J’ajoute que les autorités de la transition devraient encore mieux nous expliquer leur programme chiffré et échelonné à propos de quatre questions résolues, dans le fond, par la Charte en conformité avec les attentes du peuple, et qui sont, entre autres : la nécessaire lutte contre l’impunité qui ne doit pas être sacrifiée au profit d’une interprétation trop laxiste de « l’inclusion » ; la démilitarisation du pouvoir politique ainsi que la dépolitisation de l’armée qui ne devraient pas être compatibles aujourd’hui avec des candidatures de militaires ou paramilitaires, même en disponibilité! Il nous faut revenir à une armée véritablement républicaine : celle où nos soldats défendent l’intégrité du territoire national au nom de l’intérêt public ou de la chose publique (Rex publica) et non pour quelques intérêts particuliers (ceux partisans d’un homme, d’une famille, d’un parti politique, etc.); celle où nos soldats observent un devoir de réserve absolu par rapport aux questions politiques; celle où nos soldats observent une loyauté totale envers les institutions républicaines. Ces institutions républicaines devront elles-mêmes trouver en interne les solutions à toute crise politique.
Peut-on y arriver avec une possibilité donnée aux militaires de prendre des disponibilités pour aller faire de la politique (notamment chercher la présidence du Faso), revenir dans le commandement de l’armée pour assurer sa loyauté envers les présidents civils élus à leurs détriments? Assurément NON. Et ça risque d’être le cas, un cas unique au monde! Dans quel pays démocratique a-t-on vu des militaires briguer le pouvoir d’Etat, échouer et revenir diriger l’armée. Nulle part dans le monde démocratique!!! Je pense alors qu’au nom de l’avancée de notre processus démocratique et de la restauration des valeurs républicaines, tout corps habillé en fonction qui veut entrer en politique, devrait démissionner définitivement de l’armée ou des corps paramilitaires.
La troisième question et pas la moindre concerne les dossiers de crimes économiques et de sang que notre peuple tient à voir être jugés et punis conformément à nos lois. Il convient que la transition en ouvre les principaux de sorte que le prochain pouvoir ne puisse plus les refermer. Mais l’impression que nous avons aujourd’hui, c’est que sur ces dossiers, une hésitation est malheureusement entrain de s’installer.

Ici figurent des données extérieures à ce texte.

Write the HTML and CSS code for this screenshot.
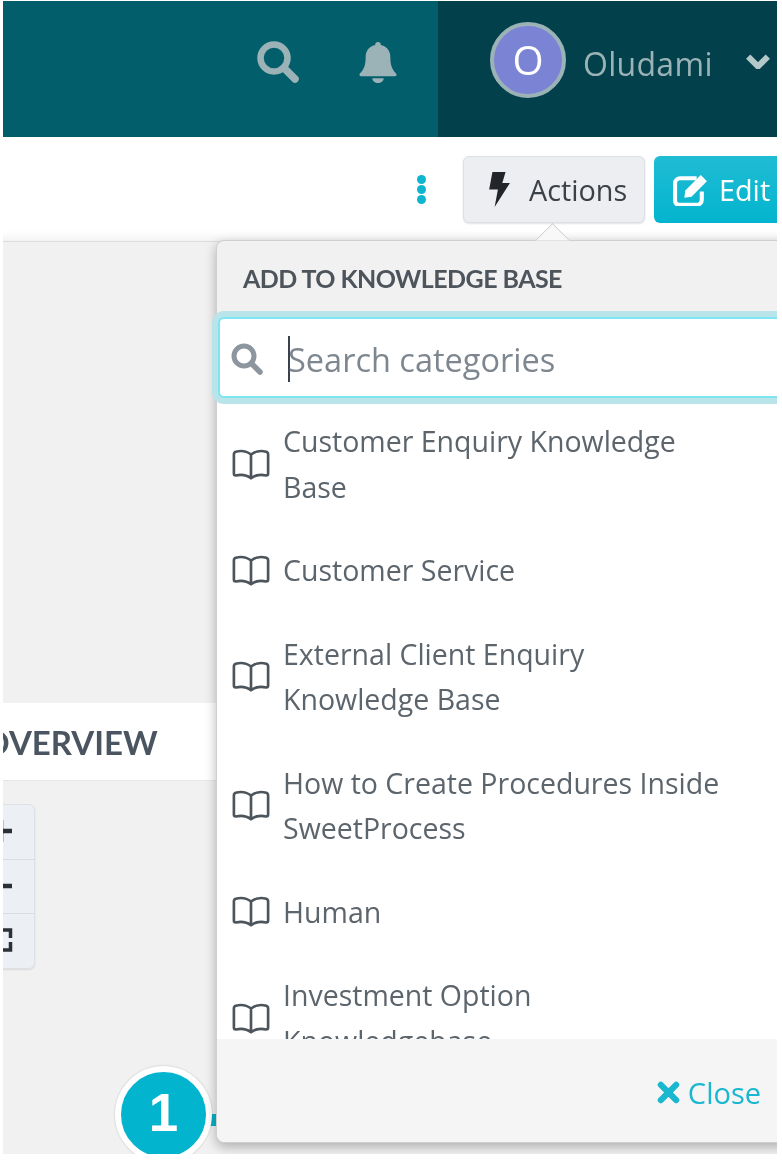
FILE: index.html
```html
<!DOCTYPE html>
<html lang="en">
<head>
<meta charset="utf-8">
<title>Add to knowledge base</title>
<link rel="stylesheet" href="styles.css">
</head>
<body>
<div class="shot">
  <header class="topbar">
    <div class="tools">
      <svg class="ico-search" viewBox="0 0 44 44"><circle cx="18" cy="18" r="13.5" fill="none" stroke="currentColor" stroke-width="6.5"/><path d="M28 28l11 11" stroke="currentColor" stroke-width="7.5" stroke-linecap="round"/></svg>
      <svg class="ico-bell" viewBox="0 0 40 44"><path d="M20 1c-2 0-3 1.300-3 3.200C10 5.600 7 11 7 17c0 9-2 13-6 17-1 1-.5 3 1 3h36c1.500 0 2-2 1-3-4-4-6-8-6-17 0-6-3-11.400-10-12.800C23 2.300 22 1 20 1z" fill="currentColor"/><path d="M14 39h12c0 3-3 5-6 5s-6-2-6-5z" fill="currentColor"/></svg>
    </div>
    <div class="user">
      <div class="avatar">O</div>
      <span class="user-name">Oludami</span>
      <svg class="ico-chevron" viewBox="1 2 22 13"><path d="M3 4l9 9 9-9" fill="none" stroke="currentColor" stroke-width="5.500"/></svg>
    </div>
  </header>

  <div class="toolbar">
    <div class="kebab"><i></i><i></i><i></i></div>
    <button class="btn btn-actions">
      <svg class="ico-bolt" viewBox="0 0 20 32"><path d="M4 0h12l-3 10h7L6 32l3-16H1z" fill="currentColor"/></svg>
      Actions
    </button>
    <button class="btn btn-edit">
      <svg class="ico-edit" viewBox="0 0 36 32"><path d="M23 5H7a5 5 0 0 0-5 5v17a4 4 0 0 0 4 4h17a5 5 0 0 0 5-5v-8" fill="none" stroke="currentColor" stroke-width="4"/><path d="M12 17L27 2l6 6-15 15-7 1z" fill="currentColor"/></svg>
      Edit
    </button>
  </div>

  <main class="content">
    <div class="overview">OVERVIEW</div>
    <div class="zoom-ctl">
      <div class="zoom-cell"><svg class="zoom-ico" viewBox="0 0 24 24"><path d="M0 12h22M11 1v22" fill="none" stroke="currentColor" stroke-width="4.500"/></svg></div>
      <div class="zoom-cell"><svg class="zoom-ico" viewBox="0 0 24 24"><path d="M0 12h22" fill="none" stroke="currentColor" stroke-width="4.500"/></svg></div>
      <div class="zoom-cell"><svg class="zoom-ico" viewBox="0 0 24 24"><path d="M13 2h7.500v8M13 22h7.500v-8" fill="none" stroke="currentColor" stroke-width="3.500"/></svg></div>
    </div>
    <div class="connector"></div>
    <div class="badge">1</div>
  </main>

  <aside class="popover">
    <div class="pop-arrow"></div>
    <div class="pop-title">ADD TO KNOWLEDGE BASE</div>
    <div class="pop-search">
      <svg class="ico-search-sm" viewBox="0 0 32 32"><circle cx="13" cy="13" r="10" fill="none" stroke="currentColor" stroke-width="5"/><path d="M20.500 20.500l8.500 8.500" stroke="currentColor" stroke-width="5.500" stroke-linecap="round"/></svg>
      <span class="caret"></span>
      <span class="placeholder">Search categories</span>
    </div>
    <ul class="pop-list">
      <li class="pop-item">
        <svg class="ico-book" viewBox="0 0 40 32"><path d="M20 5C15 1 8 1 4 2Q2 2.500 2 5V25Q2 27 4 27C9 26 15 26 20 30C25 26 31 26 36 27Q38 27 38 25V5Q38 2.500 36 2C32 1 25 1 20 5ZM20 5V30" fill="none" stroke="currentColor" stroke-width="2.800" stroke-linejoin="round"/></svg>
        <span>Customer Enquiry Knowledge Base</span>
      </li>
      <li class="pop-item">
        <svg class="ico-book" viewBox="0 0 40 32"><path d="M20 5C15 1 8 1 4 2Q2 2.500 2 5V25Q2 27 4 27C9 26 15 26 20 30C25 26 31 26 36 27Q38 27 38 25V5Q38 2.500 36 2C32 1 25 1 20 5ZM20 5V30" fill="none" stroke="currentColor" stroke-width="2.800" stroke-linejoin="round"/></svg>
        <span>Customer Service</span>
      </li>
      <li class="pop-item">
        <svg class="ico-book" viewBox="0 0 40 32"><path d="M20 5C15 1 8 1 4 2Q2 2.500 2 5V25Q2 27 4 27C9 26 15 26 20 30C25 26 31 26 36 27Q38 27 38 25V5Q38 2.500 36 2C32 1 25 1 20 5ZM20 5V30" fill="none" stroke="currentColor" stroke-width="2.800" stroke-linejoin="round"/></svg>
        <span>External Client Enquiry<br>Knowledge Base</span>
      </li>
      <li class="pop-item">
        <svg class="ico-book" viewBox="0 0 40 32"><path d="M20 5C15 1 8 1 4 2Q2 2.500 2 5V25Q2 27 4 27C9 26 15 26 20 30C25 26 31 26 36 27Q38 27 38 25V5Q38 2.500 36 2C32 1 25 1 20 5ZM20 5V30" fill="none" stroke="currentColor" stroke-width="2.800" stroke-linejoin="round"/></svg>
        <span>How to Create Procedures Inside SweetProcess</span>
      </li>
      <li class="pop-item">
        <svg class="ico-book" viewBox="0 0 40 32"><path d="M20 5C15 1 8 1 4 2Q2 2.500 2 5V25Q2 27 4 27C9 26 15 26 20 30C25 26 31 26 36 27Q38 27 38 25V5Q38 2.500 36 2C32 1 25 1 20 5ZM20 5V30" fill="none" stroke="currentColor" stroke-width="2.800" stroke-linejoin="round"/></svg>
        <span>Human</span>
      </li>
      <li class="pop-item">
        <svg class="ico-book" viewBox="0 0 40 32"><path d="M20 5C15 1 8 1 4 2Q2 2.500 2 5V25Q2 27 4 27C9 26 15 26 20 30C25 26 31 26 36 27Q38 27 38 25V5Q38 2.500 36 2C32 1 25 1 20 5ZM20 5V30" fill="none" stroke="currentColor" stroke-width="2.800" stroke-linejoin="round"/></svg>
        <span>Investment Option Knowledgebase</span>
      </li>
    </ul>
    <div class="pop-footer">
      <svg class="ico-x" viewBox="0 0 24 24"><path d="M4 4l16 16M20 4L4 20" stroke="currentColor" stroke-width="6.500" stroke-linecap="round"/></svg>
      <span>Close</span>
    </div>
  </aside>
</div>
</body>
</html>
```

FILE: styles.css
```css
* { box-sizing: border-box; }
html, body { margin: 0; padding: 0; background: #fff; }
body { width: 782px; height: 1170px; overflow: hidden; font-family: "Open Sans", "Noto Sans", sans-serif; }
.shot { position: relative; width: 774px; height: 1153px; margin: 1px 0 0 3px; overflow: hidden; display: flex; flex-direction: column; background: #f1f1f1; filter: blur(.55px); }

.topbar { flex: 0 0 136px; display: flex; justify-content: flex-end; background: #025e6b; }
.tools { display: flex; align-items: center; gap: 59px; padding: 0 41px 15px 0; color: #9bb3b6; }
.ico-search { width: 44px; height: 44px; }
.ico-bell { width: 38px; height: 42px; }
.user { width: 339px; display: flex; align-items: center; background: #02414b; padding: 0 0 19px 52px; color: #9bb3b6; }
.avatar { flex: 0 0 76px; height: 76px; border-radius: 50%; border: 4px solid #9bb3b6; background: #7b83d4; color: #fff; display: flex; align-items: center; justify-content: center; font-size: 40px; }
.user-name { margin: 8px 0 0 17px; font-size: 32px; letter-spacing: .3px; }
.ico-chevron { flex: 0 0 24px; height: 15px; margin: 4px 0 0 33px; color: #b5c8ca; }

.toolbar { flex: 0 0 105px; display: flex; align-items: flex-start; justify-content: flex-end; background: #fff; padding-top: 19px; border-bottom: 1px solid #ddd; box-shadow: inset 0 -16px 12px -14px #ececec; }
.kebab { display: flex; flex-direction: column; gap: 1px; margin: 19px 37px 0 0; }
.kebab i { width: 9px; height: 9px; border-radius: 50%; background: #0db5ce; }
.btn { display: flex; align-items: center; height: 67px; font: 28.800px "Open Sans", sans-serif; border-radius: 6px; padding: 0; }
.btn-actions { width: 182px; margin-right: 9px; border: 1px solid #dcdfe3; background: #eceef1; color: #3c4148; padding-left: 24px; gap: 19px; box-shadow: 0 1px 2px rgba(0,0,0,.12); }
.ico-bolt { flex: 0 0 22px; height: 35px; color: #22262b; }
.btn-edit { width: 124px; margin-right: -1px; border: 0; background: linear-gradient(#20bcd4, #03b4ce); color: #fff; padding-left: 19px; gap: 9px; border-radius: 6px 0 0 6px; }
.ico-edit { flex: 0 0 37px; height: 33px; }

.content { flex: 1; position: relative; }
.overview { position: absolute; left: -20px; top: 461px; width: 244px; height: 78px; background: #fff; border-bottom: 1px solid #e6e6e6; padding: 17px 0 0 0; font: 700 33px/44px "Lato", sans-serif; color: #4b5561; }
.zoom-ctl { position: absolute; left: -10px; top: 562px; width: 42px; height: 165px; border: 1px solid #dde1e6; border-radius: 6px; background: #eceff3; display: flex; flex-direction: column; box-shadow: 0 1px 2px rgba(0,0,0,.1); }
.zoom-cell { flex: 1; display: flex; align-items: center; justify-content: flex-end; padding-right: 20px; border-bottom: 1px solid #d9dde2; color: #2b2f36; }
.zoom-cell:last-child { border-bottom: 0; }
.zoom-ico { flex: 0 0 24px; height: 24px; margin-top: -2px; }
.connector { position: absolute; left: 204px; top: 872px; width: 13px; height: 12px; background: #03b4ce; }
.badge { position: absolute; left: 112px; top: 824px; width: 97px; height: 97px; border-radius: 50%; background: #03b4ce; border: 6px solid #fff; color: #fff; font: 700 53px/82px "Liberation Sans", sans-serif; text-align: center; box-shadow: 0 0 2px rgba(0,0,0,.25); }

.popover { position: absolute; left: 213px; top: 239px; width: 570px; height: 903px; background: #f1f1f1; border: 1px solid #cfcfcf; border-radius: 8px 0 0 8px; box-shadow: 0 4px 12px rgba(0,0,0,.28); display: flex; flex-direction: column; }
.pop-arrow { position: absolute; left: 323px; top: -13px; width: 25px; height: 25px; background: #f8f8f8; border-left: 1px solid #cfcfcf; border-top: 1px solid #cfcfcf; transform: rotate(45deg); clip-path: polygon(0 0, 100% 0, 0 100%); }
.pop-title { flex: 0 0 76px; padding: 20px 0 0 26px; font: 700 25px/34px "Lato", sans-serif; letter-spacing: -.55px; color: #4d545c; position: relative; }
.pop-search { flex: 0 0 81px; margin-left: 1px; display: flex; align-items: center; background: #fff; border: 2px solid #7fe6f1; border-radius: 6px; box-shadow: 0 0 0 6px #b9e4ea; position: relative; z-index: 1; padding: 3px 0 0 11px; }
.ico-search-sm { flex: 0 0 32px; height: 32px; color: #8d959e; }
.caret { flex: 0 0 2px; height: 46px; background: #39424c; margin-left: 25px; }
.placeholder { font-size: 32.500px; color: #7e8790; margin-left: -2px; white-space: nowrap; }
.pop-list { list-style: none; margin: 0; padding: 2px 0 0; flex: 1; overflow: hidden; background: #fff; border-right: 7px solid #f5f5f5; }
.pop-item { display: flex; align-items: center; gap: 13px; padding: 19px 40px 19px 15px; font-size: 28.500px; line-height: 45.500px; color: #5c646c; }
.ico-book { flex: 0 0 38px; height: 32px; color: #4c545c; }
.pop-footer { flex: 0 0 103px; display: flex; align-items: center; justify-content: flex-end; gap: 8px; padding: 3px 24px 0 0; background: #f5f5f5; color: #19b7d0; font-size: 29px; border-radius: 0 0 0 8px; }
.ico-x { flex: 0 0 23px; height: 23px; }
```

Et la dernière question à résoudre urgemment et que j’ai été le premier à poser est le statut de Blaise Comparé en Côte d’ivoire : s’il est un réfugié politique, qu’il respecte son devoir de réserve. Or ce n’est pas le cas, en entendant Salia Sanou S (ancien maire de Bobo-Dioulasso) et ses supporters nationaux. Messieurs les autorités de la transition, il ne vous reste plus qu’à saisir les facilitateurs internationaux (CEDEAO, UEMOA, Union africaine et ONU) pour prendre les mesures idoines.

Encore une fois, tous mes encouragements au gouvernement de la transition. Mais je tenais à finir par cette deuxième interpellation patriotique.


Etienne TRAORE, Université de Ouagadougou, 16 Mars 2015.